Source records
....

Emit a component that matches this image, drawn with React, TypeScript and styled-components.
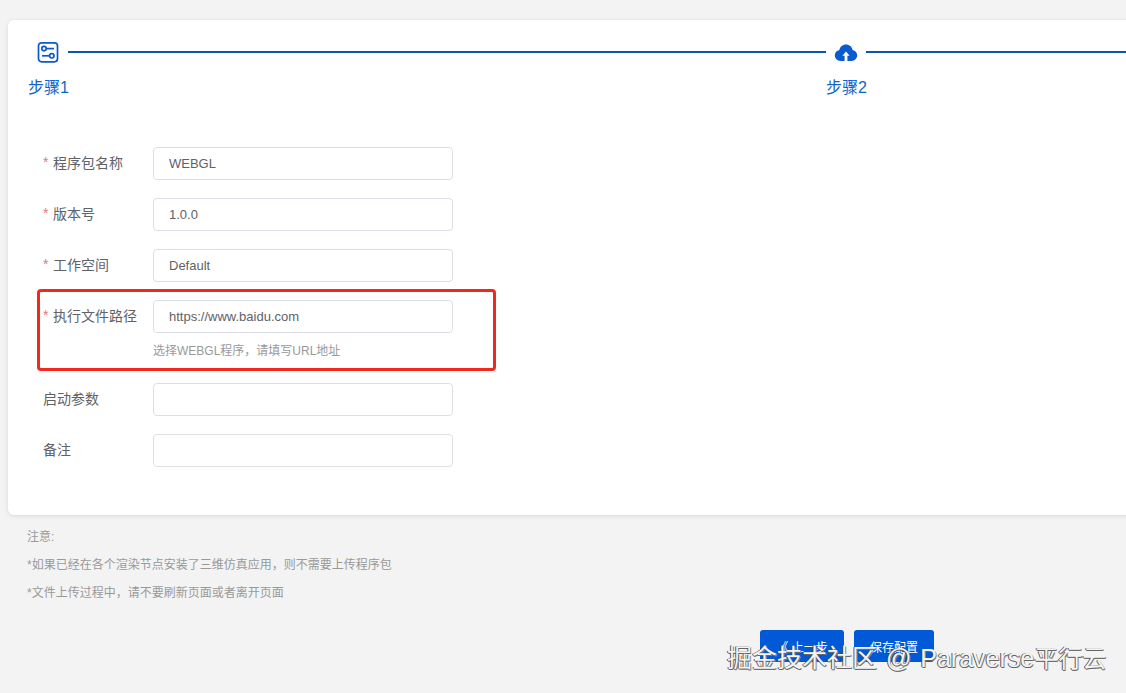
import React from "react";
import styled, { createGlobalStyle } from "styled-components";

const Global = createGlobalStyle`
  html, body { margin: 0; padding: 0; background: #f2f2f2; overflow: hidden; }
  body { font-family: "Liberation Sans", "Noto Sans CJK SC", sans-serif; }
  * { box-sizing: border-box; }
`;

const Page = styled.div`
  position: relative;
  width: 1126px;
  height: 693px;
  overflow: hidden;
  background: #f3f3f3;
  padding: 20px 0 0 8px;
`;

const Card = styled.section`
  width: 1140px;
  height: 495px;
  background: #fff;
  border-radius: 6px 0 0 6px;
  box-shadow: 0 1px 5px rgba(0, 0, 0, 0.1);
  padding: 12px 0 0 20px;
`;

const Steps = styled.div`
  display: flex;
  height: 115px;
`;

const Step = styled.div<{ $width: number }>`
  flex: 0 0 ${(p) => p.$width}px;
  display: flex;
  flex-direction: column;
`;

const StepHead = styled.div`
  display: flex;
  align-items: center;
  height: 40px;
`;

const IconCell = styled.div`
  flex: 0 0 40px;
  display: flex;
  align-items: center;
  justify-content: center;
`;

const Line = styled.div`
  flex: 1;
  height: 2px;
  background: #0958b0;
`;

const StepLabel = styled.div`
  margin-top: 4px;
  font-size: 16px;
  line-height: 24px;
  color: #1464c8;
  white-space: nowrap;
`;

const Form = styled.form`
  display: flex;
  flex-direction: column;
  padding-left: 15px;
`;

const Row = styled.div`
  position: relative;
  display: flex;
  min-height: 33px;
  margin-bottom: 18px;
`;

const Label = styled.label`
  flex: 0 0 110px;
  display: flex;
  align-items: center;
  height: 30px;
  font-size: 14px;
  color: #606266;
  white-space: nowrap;
`;

const Star = styled.span`
  width: 10px;
  color: #e4797c;
  font-size: 14px;
`;

const Field = styled.div`
  display: flex;
  flex-direction: column;
`;

const Input = styled.input`
  width: 300px;
  height: 33px;
  padding: 0 15px;
  border: 1px solid #dcdfe6;
  border-radius: 4px;
  background: #fff;
  font: 13px "Liberation Sans", "Noto Sans CJK SC", sans-serif;
  color: #606266;
  outline: none;
`;

const Hint = styled.div`
  margin-top: 9px;
  height: 23px;
  font-size: 12px;
  line-height: 18px;
  color: #999;
  white-space: nowrap;
`;

const Highlight = styled.div`
  position: absolute;
  left: -6px;
  top: -11px;
  width: 459px;
  height: 82px;
  border: 3px solid #f0281e;
  border-radius: 4px;
  pointer-events: none;
`;

const Notes = styled.div`
  padding: 8px 0 0 19px;
  font-size: 12px;
  line-height: 28px;
  color: #999;
  white-space: nowrap;
`;

const Footer = styled.div`
  display: flex;
  gap: 10px;
  padding-left: 752px;
  margin-top: 23px;
`;

const Button = styled.button<{ $w: number }>`
  width: ${(p) => p.$w}px;
  height: 32px;
  padding: 0;
  border: none;
  border-radius: 3px;
  background: #0059d6;
  color: #fff;
  font: 12px "Liberation Sans", "Noto Sans CJK SC", sans-serif;
  white-space: nowrap;
`;

const Watermark = styled.div`
  position: absolute;
  left: 727px;
  top: 642px;
  font-size: 25px;
  line-height: 32px;
  color: #f4f4f4;
  word-spacing: 2px;
  white-space: nowrap;
  text-shadow: -1px 0 #555, 0 1px #666, 1px 1px #888;
`;

const WatermarkTail = styled.span`
  font-size: 24px;
`;

const SliderIcon = () => (
  <svg width="22" height="22" viewBox="0 0 22 22" fill="none" stroke="#0a5bc8" strokeWidth="1.7">
    <rect x="1.5" y="1.8" width="19" height="19" rx="3" />
    <circle cx="7" cy="7.6" r="2.2" />
    <path d="M9.5 7.600H17" />
    <circle cx="14.800" cy="14.800" r="2.200" />
    <path d="M5 14.800H12.400" />
  </svg>
);

const CloudIcon = () => (
  <svg width="24" height="18" viewBox="0 0 24 18" style={{ marginTop: 2 }}>
    <path
      fill="#0a5bd0"
      d="M12 .5c3.400 0 6 2.300 6.600 5.400 2.600.5 4.600 2.700 4.600 5.400 0 3-2.500 5.700-5.600 5.700H6.400C3.300 17 .8 14.300.8 11.300c0-2.700 2-4.900 4.600-5.400C6 2.800 8.600.5 12 .5z"
    />
    <path fill="#fff" d="M12 7.500l-3.600 4.300h2.200V17h2.800v-5.200h2.200z" />
  </svg>
);

const fields = [
  { label: "程序包名称", value: "WEBGL", required: true },
  { label: "版本号", value: "1.0.0", required: true },
  { label: "工作空间", value: "Default", required: true },
  {
    label: "执行文件路径",
    value: "https://www.baidu.com",
    required: true,
    hint: "选择WEBGL程序，请填写URL地址",
  },
  { label: "启动参数", value: "" },
  { label: "备注", value: "" },
];

export default function App() {
  return (
    <Page>
      <Global />
      <Card>
        <Steps>
          <Step $width={798}>
            <StepHead>
              <IconCell>
                <SliderIcon />
              </IconCell>
              <Line />
            </StepHead>
            <StepLabel>步骤1</StepLabel>
          </Step>
          <Step $width={320}>
            <StepHead>
              <IconCell>
                <CloudIcon />
              </IconCell>
              <Line />
            </StepHead>
            <StepLabel>步骤2</StepLabel>
          </Step>
        </Steps>
        <Form>
          {fields.map((f) => (
            <Row key={f.label}>
              {f.hint && <Highlight />}
              <Label>
                {f.required && <Star>*</Star>}
                {f.label}
              </Label>
              <Field>
                <Input defaultValue={f.value} />
                {f.hint && <Hint>{f.hint}</Hint>}
              </Field>
            </Row>
          ))}
        </Form>
      </Card>
      <Notes>
        <div>注意:</div>
        <div>*如果已经在各个渲染节点安装了三维仿真应用，则不需要上传程序包</div>
        <div>*文件上传过程中，请不要刷新页面或者离开页面</div>
      </Notes>
      <Footer>
        <Button $w={84} type="button">《 上一步</Button>
        <Button $w={80} type="button">保存配置</Button>
      </Footer>
      <Watermark>
        掘金技术社区 @ Paraverse<WatermarkTail>平行云</WatermarkTail>
      </Watermark>
    </Page>
  );
}
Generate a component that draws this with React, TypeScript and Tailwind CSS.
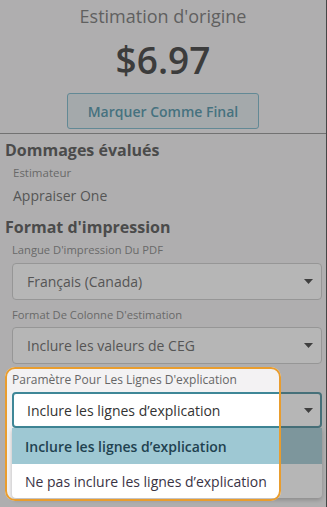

....

Task prompt
Return each line among the entries that holds the word "with".

Final result
Emit a component that matches this image, drawn with React, TypeScript and styled-components.
Generate a component that draws this with React, TypeScript and Tailwind CSS.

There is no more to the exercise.